Disaster memory disturbs miner
“I JUST want it to be over,” a 59-year-old Moura miner said after his two-day hearing to appeal a compensation refusal at the Rockhampton Industrial Court yesterday.
But the man's ordeal is far from over.
Maurice Blackburn lawyer, Gino Andrieri, said a decision from Commissioner John Thompson regarding his client may not be reached for months.
Q-COMP denied the man's application for compensation for emotional and psychological damages he suffered from 2008 onwards, after his employer began mining an area where 11 of his former workmates were entombed from a 1994 underground explosion.
The man's psychiatrist, Dr John Flanagan, yesterday told the court the man had endured “several months of uncertainty, concern and distress”.

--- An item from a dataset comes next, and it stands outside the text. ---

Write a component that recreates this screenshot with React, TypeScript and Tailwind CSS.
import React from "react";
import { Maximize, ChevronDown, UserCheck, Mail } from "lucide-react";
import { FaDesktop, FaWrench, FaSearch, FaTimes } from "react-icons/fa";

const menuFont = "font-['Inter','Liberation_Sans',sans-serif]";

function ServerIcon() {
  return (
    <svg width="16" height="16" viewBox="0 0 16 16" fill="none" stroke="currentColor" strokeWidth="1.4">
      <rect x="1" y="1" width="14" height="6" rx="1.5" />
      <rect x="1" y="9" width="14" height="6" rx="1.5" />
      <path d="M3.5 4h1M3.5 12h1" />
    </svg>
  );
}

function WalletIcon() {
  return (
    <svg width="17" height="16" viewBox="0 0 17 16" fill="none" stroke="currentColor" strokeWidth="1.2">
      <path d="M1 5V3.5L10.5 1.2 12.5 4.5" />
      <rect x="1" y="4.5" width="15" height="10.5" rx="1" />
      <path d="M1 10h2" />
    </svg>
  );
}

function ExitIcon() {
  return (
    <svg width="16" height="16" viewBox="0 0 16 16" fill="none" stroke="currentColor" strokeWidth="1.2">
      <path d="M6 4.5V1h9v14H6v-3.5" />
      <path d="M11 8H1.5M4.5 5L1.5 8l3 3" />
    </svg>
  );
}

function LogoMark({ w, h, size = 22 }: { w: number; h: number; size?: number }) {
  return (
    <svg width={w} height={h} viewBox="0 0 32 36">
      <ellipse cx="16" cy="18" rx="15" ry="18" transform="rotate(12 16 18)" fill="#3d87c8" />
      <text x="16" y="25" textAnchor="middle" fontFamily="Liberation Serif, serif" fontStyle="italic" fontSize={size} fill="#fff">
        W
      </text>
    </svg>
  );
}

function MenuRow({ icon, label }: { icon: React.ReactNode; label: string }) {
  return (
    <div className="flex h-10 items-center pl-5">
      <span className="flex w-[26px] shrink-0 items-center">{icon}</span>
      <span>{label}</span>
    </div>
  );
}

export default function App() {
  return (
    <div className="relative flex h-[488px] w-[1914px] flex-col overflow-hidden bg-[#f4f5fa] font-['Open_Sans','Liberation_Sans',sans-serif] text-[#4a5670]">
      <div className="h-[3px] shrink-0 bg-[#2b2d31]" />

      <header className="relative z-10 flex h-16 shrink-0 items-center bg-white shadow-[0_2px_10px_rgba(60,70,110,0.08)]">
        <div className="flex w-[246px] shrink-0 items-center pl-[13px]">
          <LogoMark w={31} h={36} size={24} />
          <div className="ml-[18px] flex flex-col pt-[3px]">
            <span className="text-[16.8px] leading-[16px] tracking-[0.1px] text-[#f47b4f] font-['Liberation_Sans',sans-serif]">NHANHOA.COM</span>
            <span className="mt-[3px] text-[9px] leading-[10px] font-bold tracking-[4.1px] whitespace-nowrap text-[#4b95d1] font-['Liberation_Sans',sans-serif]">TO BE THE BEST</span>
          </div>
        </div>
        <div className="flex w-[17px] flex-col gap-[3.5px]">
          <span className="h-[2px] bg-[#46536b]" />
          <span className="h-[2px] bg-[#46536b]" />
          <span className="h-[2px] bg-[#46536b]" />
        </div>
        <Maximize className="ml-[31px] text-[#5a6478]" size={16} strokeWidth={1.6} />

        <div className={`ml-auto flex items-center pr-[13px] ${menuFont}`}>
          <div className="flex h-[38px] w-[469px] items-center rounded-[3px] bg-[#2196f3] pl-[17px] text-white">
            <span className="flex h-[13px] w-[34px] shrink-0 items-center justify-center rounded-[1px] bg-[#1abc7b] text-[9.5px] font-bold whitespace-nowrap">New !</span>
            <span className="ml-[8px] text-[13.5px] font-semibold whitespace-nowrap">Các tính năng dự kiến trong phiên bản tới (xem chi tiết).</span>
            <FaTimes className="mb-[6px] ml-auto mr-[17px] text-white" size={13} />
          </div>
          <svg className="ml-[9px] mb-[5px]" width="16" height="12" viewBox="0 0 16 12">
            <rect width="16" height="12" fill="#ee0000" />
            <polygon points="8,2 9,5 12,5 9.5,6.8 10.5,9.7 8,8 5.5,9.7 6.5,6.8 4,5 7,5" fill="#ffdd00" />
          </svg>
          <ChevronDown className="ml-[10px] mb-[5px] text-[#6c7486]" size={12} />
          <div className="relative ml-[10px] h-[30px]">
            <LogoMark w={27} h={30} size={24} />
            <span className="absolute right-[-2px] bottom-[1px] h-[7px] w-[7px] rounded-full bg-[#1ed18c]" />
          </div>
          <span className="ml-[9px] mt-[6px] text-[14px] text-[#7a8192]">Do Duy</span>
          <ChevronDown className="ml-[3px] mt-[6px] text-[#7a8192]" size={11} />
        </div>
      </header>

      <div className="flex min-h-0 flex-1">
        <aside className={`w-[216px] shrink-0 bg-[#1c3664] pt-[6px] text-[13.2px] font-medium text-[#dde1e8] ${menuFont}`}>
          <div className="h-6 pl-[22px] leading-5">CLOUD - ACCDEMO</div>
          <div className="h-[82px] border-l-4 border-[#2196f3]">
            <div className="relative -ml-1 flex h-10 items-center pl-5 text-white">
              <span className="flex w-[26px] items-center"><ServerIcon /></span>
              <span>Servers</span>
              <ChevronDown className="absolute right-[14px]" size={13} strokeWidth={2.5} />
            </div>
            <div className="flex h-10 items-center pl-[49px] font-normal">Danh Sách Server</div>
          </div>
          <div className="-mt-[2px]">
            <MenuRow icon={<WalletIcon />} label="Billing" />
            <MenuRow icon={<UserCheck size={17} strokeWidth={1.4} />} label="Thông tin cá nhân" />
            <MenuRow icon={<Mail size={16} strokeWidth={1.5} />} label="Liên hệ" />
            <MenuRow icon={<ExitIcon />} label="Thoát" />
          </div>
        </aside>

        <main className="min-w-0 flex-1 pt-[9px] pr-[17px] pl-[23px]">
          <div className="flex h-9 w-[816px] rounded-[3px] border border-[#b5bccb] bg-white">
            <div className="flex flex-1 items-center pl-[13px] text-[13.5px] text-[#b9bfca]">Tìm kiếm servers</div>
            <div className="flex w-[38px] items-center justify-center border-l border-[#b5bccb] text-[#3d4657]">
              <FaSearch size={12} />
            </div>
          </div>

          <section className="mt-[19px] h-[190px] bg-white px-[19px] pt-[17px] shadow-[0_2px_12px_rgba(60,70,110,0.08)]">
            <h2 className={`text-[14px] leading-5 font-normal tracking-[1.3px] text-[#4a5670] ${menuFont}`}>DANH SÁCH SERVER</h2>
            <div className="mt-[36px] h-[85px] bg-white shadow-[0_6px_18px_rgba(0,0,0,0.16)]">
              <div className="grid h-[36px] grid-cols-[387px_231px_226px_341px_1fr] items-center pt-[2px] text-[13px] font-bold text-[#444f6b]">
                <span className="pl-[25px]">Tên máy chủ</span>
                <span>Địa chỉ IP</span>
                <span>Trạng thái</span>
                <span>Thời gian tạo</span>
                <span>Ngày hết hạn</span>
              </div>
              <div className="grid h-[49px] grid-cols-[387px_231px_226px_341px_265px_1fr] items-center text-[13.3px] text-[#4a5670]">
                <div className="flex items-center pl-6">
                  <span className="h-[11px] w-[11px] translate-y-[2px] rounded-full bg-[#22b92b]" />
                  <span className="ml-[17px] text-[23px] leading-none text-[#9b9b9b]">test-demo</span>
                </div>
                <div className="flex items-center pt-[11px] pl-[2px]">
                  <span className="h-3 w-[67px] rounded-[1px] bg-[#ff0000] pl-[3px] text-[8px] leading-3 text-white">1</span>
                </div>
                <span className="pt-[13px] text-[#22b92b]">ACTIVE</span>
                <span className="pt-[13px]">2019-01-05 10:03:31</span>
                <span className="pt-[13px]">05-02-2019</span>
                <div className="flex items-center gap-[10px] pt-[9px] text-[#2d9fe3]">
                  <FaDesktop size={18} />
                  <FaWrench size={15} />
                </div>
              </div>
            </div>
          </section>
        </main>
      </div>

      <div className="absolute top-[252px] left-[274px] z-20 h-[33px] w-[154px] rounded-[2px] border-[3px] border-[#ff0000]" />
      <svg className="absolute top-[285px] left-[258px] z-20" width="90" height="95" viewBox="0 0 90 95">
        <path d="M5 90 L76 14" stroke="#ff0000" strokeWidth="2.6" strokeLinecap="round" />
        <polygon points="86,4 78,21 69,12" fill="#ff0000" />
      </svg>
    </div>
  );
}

Dr Flanagan said his stress was caused by dealing with his employer, Anglo American Coal, and the community.
As a union official and employee of the mine during the infamous 1994 Number Two mine disaster, the man agreed to liaise between his employer and family members of the entombed miners.
But he suffered verbal abuse from some families.
Q-COMP's defence lawyer Frank Lippett argued the man's emotional problems were not caused by the 2008 mining, but came to a head at that period after spending 39 years working in the mines and losing 36 workmates in Moura's three mining disasters.
Dr Flanagan said it could be the case, and the man may have suffered from an adjustment disorder.